Anonymous 22 September 17 09:53

Restructurings are to be expected given market dynamics but blaming it on 'requests to undertake early retirement' lacks class.

Anonymous 22 September 17 11:41

To anonymous user at 07.26 from a Law Librarian, I hope you don't rely on Library and research services. I know colleagues who've been made redundant in the past and lawyers calling them up at home begging for help as they realise they do actually need them. I know of roles being sent to offshore centres where they don't actually know what to do or how to support their very distant patrons, those same firms are now bringing some of the team back in-house. The law firms discover they are paying pot loads of money for databases as they got rid of the person who used to negotiate it etc and so it ends up costing them more money than they save. When they go through exercises like this they look at the cost but forget the value.

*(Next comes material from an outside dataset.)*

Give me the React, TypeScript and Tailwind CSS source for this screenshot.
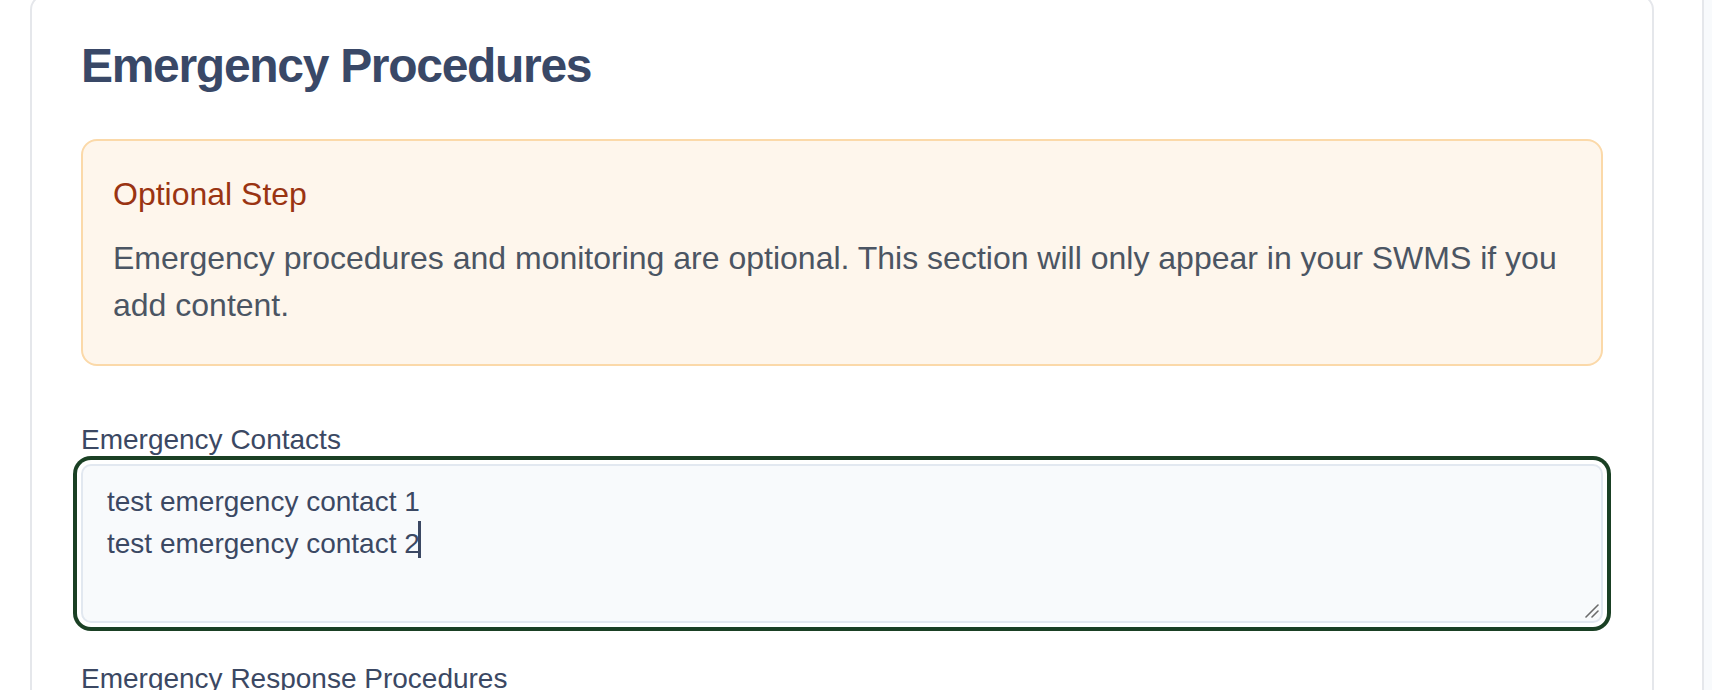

Anonymous 22 September 17 20:50

How many times has A&O outsourced it's 24 hour document service in the last 8 years? It's been in house, India, to Ireland and to a bunch of temps on long term contracts replacing the lot of them. God knows what else. Meanwhile Ashursts efforts to send things to South Afrida also went right down the cesspit. These things do not always turn out well. Anyone used Office Tiger and ended up weeping at the results?

Anonymous 22 September 17 21:48

I obviously don't rely on library services because I know it all!!! Get in the redundancy queue behind the secretaries

Anonymous 23 September 17 09:31

A HogLove spokeswoman said, “Some people have chosen to go in return for a good pay off. We have also decided to provide services from places where it is cheaper so are sacking employees in London because of this. "

Anonymous 26 September 17 08:32

The Hoglove spokesperson added you can tell from the geographical locations of those given pay offs to retire early and those outright binned who we care about and who we don't. But then you knew who was boss the moment the merged name was revealed didn't you?

Anonymous 28 September 17 09:22

Law firms tend to be very secretive about these things so the numerous failures are kept quiet if possible. There are a lot of them. Odds are this will take years to get right, and as soon as it seems to be working some muppet will decide it needs to be restructured. Look forward to years of minor frustrations and occasional major ones just so you can add £2.50 to partners' equity. False economy.

Anonymous 02 October 17 14:17

Hogan Lovells is still too ashamed of its "Birmingham Service Centre" to call it an office and admit that its UK operations are national rather than London, akshalloy.